Mr Waszczykowski, a former Minister of Foreign Affairs of Poland, also asked whether: “the Commission does not recognise the fact that Germany’s energy policy is leading to financing Russian aggression.”
The ECR MEP stressed that the idea of decarbonisation promoted by the European Commission and Mr Borrell – which assumes that “in the next 10 or 20 years” energy exports to the EU will decrease significantly – ”sounds like a sentence for countries struggling with Russian aggression”. As noted by Mr Waszczykowski, over the past 15 years “Russia invaded Georgia and Ukraine, and participated in a hybrid attack on Poland, Lithuania and Latvia.”
“I sent this written question almost exactly 3 months before the ongoing Russian invasion began. In the meantime, the reality has verified the notions contained in it,”
Waszczykowski commented. “I received the reply from the High Representative yesterday, which is almost exactly one month after the Russian attack.
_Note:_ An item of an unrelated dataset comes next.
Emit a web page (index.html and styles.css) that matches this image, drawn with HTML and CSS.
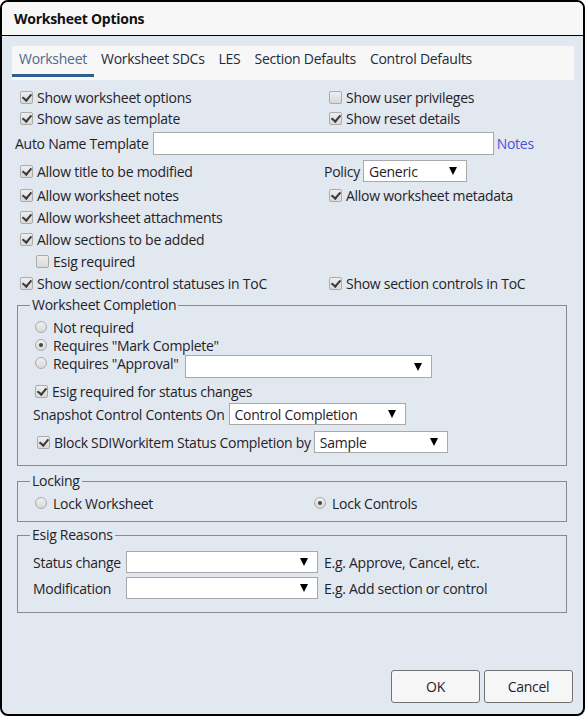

Therefore, Mr Borrell had enough time to reflect, but his answer is so detached from reality, it is as if there was no bloody war at our borders at all,” he added.
Mr Borrell’s response reads, among other things, that oil and gas revenues account for around 28 per cent of the Russian budget. Russia’s defence spending, in turn, accounts for around 16.5 per cent of its budgetary spending. Nevertheless, Mr Borrell stated explicitly that “this cannot be considered as supporting Russia’s foreign and defence policy.”
Commenting on these words, Mr Waszczykowski said: ”Mr Borrell’s response is outrageous. Even a bloody war at the borders of the EU would not open his eyes. The High Representative is clearly doing the bidding of the German government. For years, we have been trying to explain to our partners that energy dependence on Russia will lead to catastrophe. Our words, however, fell on deaf ears in Berlin and Brussels.”
“The Germans, not the Ukrainians, should pay for the mistakes of the all the consecutive iterations of the German government. Unfortunately, for Chancellor Scholz, the potential economic slowdown and higher energy prices for German society are unacceptable. Instead, what we have is a constant financing of Putin’s war machine, while Ukrainians pay with their own blood for decades of erroneous German policy. All this because what apparently matters more is that the Germans don’t get too cold without Russian gas. If Borrell cannot see the correlation, he should step down”, concluded Waszczykowski.